>> Start Stored records

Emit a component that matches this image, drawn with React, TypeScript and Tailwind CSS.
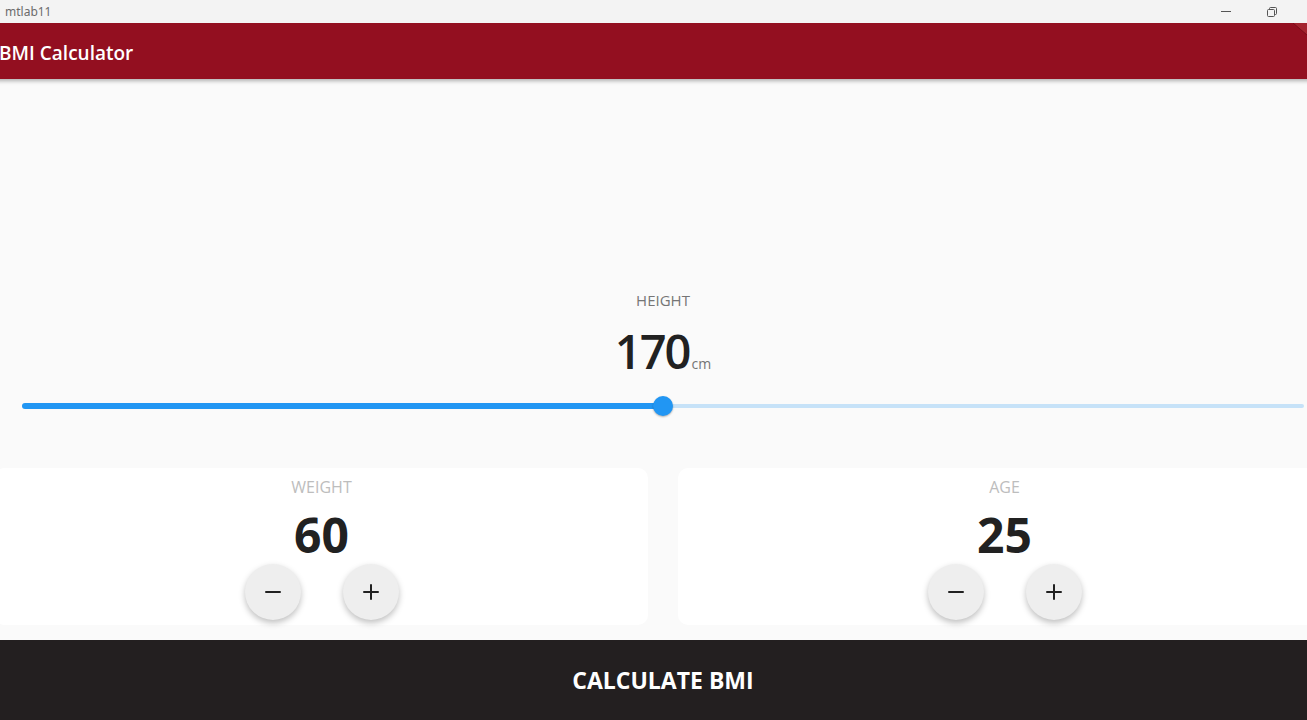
import { Minus, Plus } from "lucide-react"

type CounterProps = {
  label: string
  value: number
}

function CounterCard({ label, value }: CounterProps) {
  return (
    <div className="flex-1 m-[15px] rounded-[10px] bg-white flex flex-col items-center pt-[8px]">
      <p className="text-[16px] leading-[22px] text-[#bdbdbd]">{label}</p>
      <p className="mt-[11px] text-[48px] leading-[52px] font-bold text-[#212121]">{value}</p>
      <div className="mt-[3px] flex gap-[42px]">
        <button className="w-[56px] h-[56px] rounded-full bg-[#eeeeee] flex items-center justify-center shadow-[0_3px_6px_rgba(0,0,0,0.25)]">
          <Minus size={24} strokeWidth={2} className="text-[#212121]" />
        </button>
        <button className="w-[56px] h-[56px] rounded-full bg-[#eeeeee] flex items-center justify-center shadow-[0_3px_6px_rgba(0,0,0,0.25)]">
          <Plus size={24} strokeWidth={2} className="text-[#212121]" />
        </button>
      </div>
    </div>
  )
}

export default function App() {
  const height = 170
  const pct = ((height - 120) / (220 - 120)) * 100

  return (
    <div className="w-[1307px] h-[720px] overflow-hidden flex flex-col bg-[#fafafa] font-['Open_Sans',sans-serif]">
      {/* window title bar */}
      <div className="h-[23px] shrink-0 bg-[#f3f3f3] flex items-center justify-between">
        <span className="pl-[5px] text-[12px] text-[#6b6b6b] font-['Noto_Sans',sans-serif]">mtlab11</span>
        <div className="flex items-center h-full">
          <div className="w-[46px] h-full flex items-center justify-center">
            <div className="w-[10px] h-px bg-[#555]" />
          </div>
          <div className="w-[46px] h-full flex items-center justify-center">
            <svg width="10" height="10" viewBox="0 0 10 10" fill="none" stroke="#555" strokeWidth="1">
              <rect x="0.5" y="2.5" width="7" height="7" rx="1" />
              <path d="M2.5 2.5V1.5a1 1 0 0 1 1-1h5a1 1 0 0 1 1 1v5a1 1 0 0 1-1 1h-1" />
            </svg>
          </div>
          <div className="w-[12px]" />
        </div>
      </div>

      <div className="flex-1 overflow-hidden">
        <div className="w-[1366px] -ml-[20px] h-full flex flex-col">
          {/* app bar */}
          <div className="relative h-[56px] shrink-0 bg-[#930f20] flex items-center pl-[19px] pt-[4px] shadow-[0_2px_4px_rgba(0,0,0,0.3)] z-10">
            <h1 className="text-[19px] font-semibold text-white">BMI Calculator</h1>
            <svg className="absolute top-0 right-[39px]" width="16" height="14" viewBox="0 0 16 14">
              <path d="M2 0H16V12Z" fill="#a3242f" />
              <path d="M2 0L16 12" stroke="#7a0c1a" strokeWidth="1" />
            </svg>
          </div>

          {/* content */}
          <div className="flex-1 flex flex-col">
            <div className="flex-1 flex flex-col items-center justify-end pb-[23px]">
              <p className="text-[15px] leading-[20px] text-[#757575]">HEIGHT</p>
              <div className="mt-[14px] mb-[4px] flex items-baseline">
                <span className="text-[47px] leading-[54px] font-semibold text-[#212121] tracking-[-2px]">{height}</span>
                <span className="ml-[2px] text-[14px] text-[#757575]">cm</span>
              </div>
              <div className="w-full h-[48px] px-[42px] flex items-center">
                <div className="relative w-full h-[6px] flex items-center">
                  <div className="h-[6px] bg-[#2196f3] rounded-l-full" style={{ width: `${pct}%` }} />
                  <div className="flex-1 h-[4px] bg-[#c6e2f8] rounded-r-full" />
                  <div
                    className="absolute w-[20px] h-[20px] -ml-[10px] rounded-full bg-[#2196f3] shadow-[0_1px_2px_rgba(0,0,0,0.3)]"
                    style={{ left: `${pct}%` }}
                  />
                </div>
              </div>
            </div>

            <div className="h-[187px] shrink-0 flex">
              <CounterCard label="WEIGHT" value={60} />
              <CounterCard label="AGE" value={25} />
            </div>
          </div>

          {/* bottom button */}
          <button className="h-[80px] shrink-0 bg-[#231f20] flex items-center justify-center">
            <span className="text-[23px] font-bold text-white">CALCULATE BMI</span>
          </button>
        </div>
      </div>
    </div>
  )
}
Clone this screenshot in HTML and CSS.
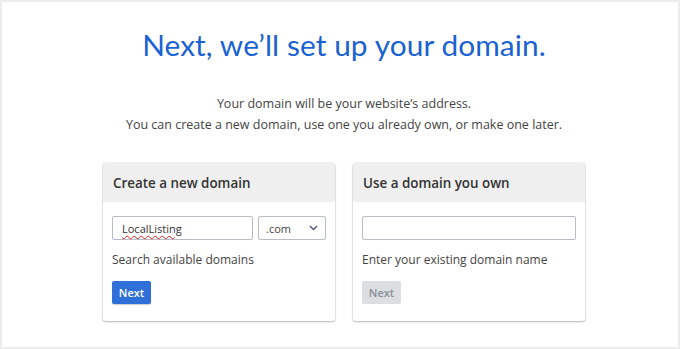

>> End Stored records

**What the task asks**
Write out the records above once more, word for word, with no pictures.

**Full answer**
Emit a component that matches this image, drawn with React, TypeScript and Tailwind CSS.
import { Minus, Plus } from "lucide-react"

type CounterProps = {
  label: string
  value: number
}

function CounterCard({ label, value }: CounterProps) {
  return (
    <div className="flex-1 m-[15px] rounded-[10px] bg-white flex flex-col items-center pt-[8px]">
      <p className="text-[16px] leading-[22px] text-[#bdbdbd]">{label}</p>
      <p className="mt-[11px] text-[48px] leading-[52px] font-bold text-[#212121]">{value}</p>
      <div className="mt-[3px] flex gap-[42px]">
        <button className="w-[56px] h-[56px] rounded-full bg-[#eeeeee] flex items-center justify-center shadow-[0_3px_6px_rgba(0,0,0,0.25)]">
          <Minus size={24} strokeWidth={2} className="text-[#212121]" />
        </button>
        <button className="w-[56px] h-[56px] rounded-full bg-[#eeeeee] flex items-center justify-center shadow-[0_3px_6px_rgba(0,0,0,0.25)]">
          <Plus size={24} strokeWidth={2} className="text-[#212121]" />
        </button>
      </div>
    </div>
  )
}

export default function App() {
  const height = 170
  const pct = ((height - 120) / (220 - 120)) * 100

  return (
    <div className="w-[1307px] h-[720px] overflow-hidden flex flex-col bg-[#fafafa] font-['Open_Sans',sans-serif]">
      {/* window title bar */}
      <div className="h-[23px] shrink-0 bg-[#f3f3f3] flex items-center justify-between">
        <span className="pl-[5px] text-[12px] text-[#6b6b6b] font-['Noto_Sans',sans-serif]">mtlab11</span>
        <div className="flex items-center h-full">
          <div className="w-[46px] h-full flex items-center justify-center">
            <div className="w-[10px] h-px bg-[#555]" />
          </div>
          <div className="w-[46px] h-full flex items-center justify-center">
            <svg width="10" height="10" viewBox="0 0 10 10" fill="none" stroke="#555" strokeWidth="1">
              <rect x="0.5" y="2.5" width="7" height="7" rx="1" />
              <path d="M2.5 2.5V1.5a1 1 0 0 1 1-1h5a1 1 0 0 1 1 1v5a1 1 0 0 1-1 1h-1" />
            </svg>
          </div>
          <div className="w-[12px]" />
        </div>
      </div>

      <div className="flex-1 overflow-hidden">
        <div className="w-[1366px] -ml-[20px] h-full flex flex-col">
          {/* app bar */}
          <div className="relative h-[56px] shrink-0 bg-[#930f20] flex items-center pl-[19px] pt-[4px] shadow-[0_2px_4px_rgba(0,0,0,0.3)] z-10">
            <h1 className="text-[19px] font-semibold text-white">BMI Calculator</h1>
            <svg className="absolute top-0 right-[39px]" width="16" height="14" viewBox="0 0 16 14">
              <path d="M2 0H16V12Z" fill="#a3242f" />
              <path d="M2 0L16 12" stroke="#7a0c1a" strokeWidth="1" />
            </svg>
          </div>

          {/* content */}
          <div className="flex-1 flex flex-col">
            <div className="flex-1 flex flex-col items-center justify-end pb-[23px]">
              <p className="text-[15px] leading-[20px] text-[#757575]">HEIGHT</p>
              <div className="mt-[14px] mb-[4px] flex items-baseline">
                <span className="text-[47px] leading-[54px] font-semibold text-[#212121] tracking-[-2px]">{height}</span>
                <span className="ml-[2px] text-[14px] text-[#757575]">cm</span>
              </div>
              <div className="w-full h-[48px] px-[42px] flex items-center">
                <div className="relative w-full h-[6px] flex items-center">
                  <div className="h-[6px] bg-[#2196f3] rounded-l-full" style={{ width: `${pct}%` }} />
                  <div className="flex-1 h-[4px] bg-[#c6e2f8] rounded-r-full" />
                  <div
                    className="absolute w-[20px] h-[20px] -ml-[10px] rounded-full bg-[#2196f3] shadow-[0_1px_2px_rgba(0,0,0,0.3)]"
                    style={{ left: `${pct}%` }}
                  />
                </div>
              </div>
            </div>

            <div className="h-[187px] shrink-0 flex">
              <CounterCard label="WEIGHT" value={60} />
              <CounterCard label="AGE" value={25} />
            </div>
          </div>

          {/* bottom button */}
          <button className="h-[80px] shrink-0 bg-[#231f20] flex items-center justify-center">
            <span className="text-[23px] font-bold text-white">CALCULATE BMI</span>
          </button>
        </div>
      </div>
    </div>
  )
}
Clone this screenshot in HTML and CSS.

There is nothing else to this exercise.